Thursday, August 11, 2011

Culture Shock 08.11.11: Does anyone really still want their MTV?

"I am The Great Cornholio!"
Aug. 1 marked the 30th birthday of MTV, not that you'd know that from watching MTV. The network's birthday passed virtually unremarked.

Maybe that's because MTV, a channel identified with youth and youth culture, can't bring itself to admit it has entered adulthood. If real life were "Logan's Run," MTV would be running for Sanctuary.
Or maybe it's just that there isn't much to celebrate now that MTV is little more than the shambling zombie husk of the once vibrant, groundbreaking cable station that helped define the 1980s.

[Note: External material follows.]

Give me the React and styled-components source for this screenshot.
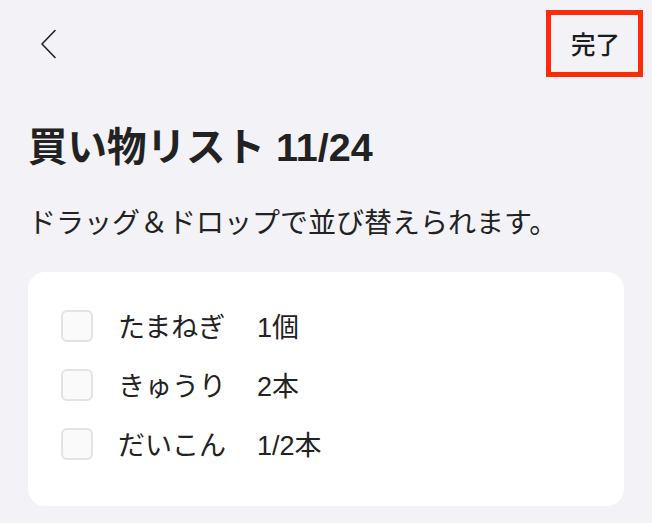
import React from 'react';
import styled, { createGlobalStyle } from 'styled-components';

const GlobalStyle = createGlobalStyle`
  html, body {
    margin: 0;
    padding: 0;
    background: #f2f2f7;
  }
  body {
    font-family: 'Liberation Sans', 'Noto Sans CJK JP', sans-serif;
    color: #222222;
  }
`;

const Page = styled.div`
  width: 652px;
  height: 523px;
  background: #f2f2f7;
  overflow: hidden;
`;

const Nav = styled.div`
  height: 87px;
  display: flex;
  align-items: center;
  justify-content: space-between;
  padding: 0 9px 0 40px;
  box-sizing: border-box;
`;

const BackButton = styled.button`
  border: none;
  background: none;
  padding: 0;
  width: 16px;
  height: 30px;
  display: flex;
  cursor: pointer;
`;

const DoneButton = styled.button`
  width: 97px;
  height: 67px;
  box-sizing: border-box;
  border: 5px solid #ff2a08;
  background: transparent;
  font-family: 'Noto Sans CJK JP', sans-serif;
  font-size: 24.5px;
  font-weight: 500;
  color: #1c1c1c;
  display: flex;
  align-items: center;
  justify-content: center;
  padding: 0 0 0 2px;
  cursor: pointer;
`;

const Content = styled.div`
  padding: 0 28px;
`;

const Title = styled.h1`
  margin: 36px 0 0;
  font-size: 39.5px;
  line-height: 48px;
  font-weight: 700;
  color: #222222;
`;

const Hint = styled.p`
  margin: 32px 0 0;
  font-family: 'Noto Sans CJK JP', sans-serif;
  font-size: 28px;
  line-height: 36px;
  color: #222222;
`;

const Card = styled.div`
  margin-top: 33px;
  height: 234px;
  box-sizing: border-box;
  background: #ffffff;
  border-radius: 17px;
  padding: 24px 0 0 33px;
`;

const Row = styled.label`
  height: 59px;
  display: flex;
  align-items: center;
`;

const Box = styled.span`
  width: 32px;
  height: 32px;
  box-sizing: border-box;
  border: 2px solid #e3e3e3;
  border-radius: 6px;
  background: #fafafa;
  margin-right: 25px;
  flex-shrink: 0;
`;

const Name = styled.span`
  width: 139px;
  font-family: 'Noto Sans CJK JP', sans-serif;
  font-size: 27px;
`;

const Qty = styled.span`
  font-size: 27px;
`;

const items = [
  { name: 'たまねぎ', qty: '1個' },
  { name: 'きゅうり', qty: '2本' },
  { name: 'だいこん', qty: '1/2本' },
];

export default function App() {
  return (
    <Page>
      <GlobalStyle />
      <Nav>
        <BackButton aria-label="戻る">
          <svg width="16" height="30" viewBox="0 0 16 30" fill="none">
            <path d="M15 1.5 L2 15 L15 28.5" stroke="#222" strokeWidth="1.6" strokeLinecap="round" strokeLinejoin="round" />
          </svg>
        </BackButton>
        <DoneButton>完了</DoneButton>
      </Nav>
      <Content>
        <Title>買い物リスト 11/24</Title>
        <Hint>ドラッグ＆ドロップで並び替えられます。</Hint>
        <Card>
          {items.map((item) => (
            <Row key={item.name}>
              <Box />
              <Name>{item.name}</Name>
              <Qty>{item.qty}</Qty>
            </Row>
          ))}
        </Card>
      </Content>
    </Page>
  );
}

MTV has been on the receiving end of jokes for so long, it's hard even to recall, much less appreciate, just how relevant it once was. Professional "concerned parents" used to drum up hysteria about how "Beavis and Butt-Head" and racy Madonna videos were corrupting an entire generation. (Generation X turned out just fine. Thanks for asking.) Now, the most controversy MTV can manage is a few critics writing boilerplate articles about whether "Jersey Shore" makes everyone from New Jersey look bad or is offensive to Italian Americans.

Well, it does make Jersey look bad, but we've all got our stereotypes to bear, OK?

And if you are looking for a music video that tries way too hard to be edgy and "transgressive," well I suppose you can find some of Lady Gaga’s on the Internet. But you won't find them on MTV, which stopped airing music videos so long ago that the joke about there being no music on Music Television stopped being funny a decade ago.

But, hey, at least Mike Judge is back. After 13 seasons of "King of the Hill" on Fox — a successful run by any standard, but a wildly successful one given Fox's track record of canceling shows — he has returned to MTV with new episodes of "Beavis and Butt-Head." And this time around, Beavis and Butt-Head will be making fun on MTV’s current programming, including "Jersey Shore."

That merits repeating: Two animated cartoon characters once thought to be horrible, even dangerous role models for children will be dishing out insults at the expense of a cast of flesh-and-blood cartoon characters, one of whom looks like an Oompa Loompa.

What do you get from too much MTV? A pain in the neck and an IQ of three.

At 30, MTV looks old, tired, worn out. It's like 30 is the new 80. And for being MTV's signature show, "Jersey Shore" isn't even all that distinctive. Every cable channel has some fake "reality" show about awful people, whether it's "The Real Housewives" or "Mob Wives" or "Keeping Up with the Kardashians." It's all so homogenized, I had to double check that "Jersey Shore" is an MTV show. It could easily be on E! or Bravo or SyFy or History or any of a dozen channels that, like MTV, no longer have anything to do with their name or initials.

We're far removed from when MTV invented the modern reality TV show with "The Real World," which, now a quaint relic, is entering its 26th season — another zombie that just won't die.

And the days when MTV's music videos provided a new and exciting artistic format, which served as a proving ground for future movie directors like Spike Jonze ("Where the Wild Things Are"), Michel Gondry ("Eternal Sunshine of the Spotless Mind") and David Fincher ("Fight Club"), are now the stuff of legend.

Thirty years after it shook the world, MTV looks like just another cable channel that has lost its identity. Sure, people still watch. But it's just not important anymore.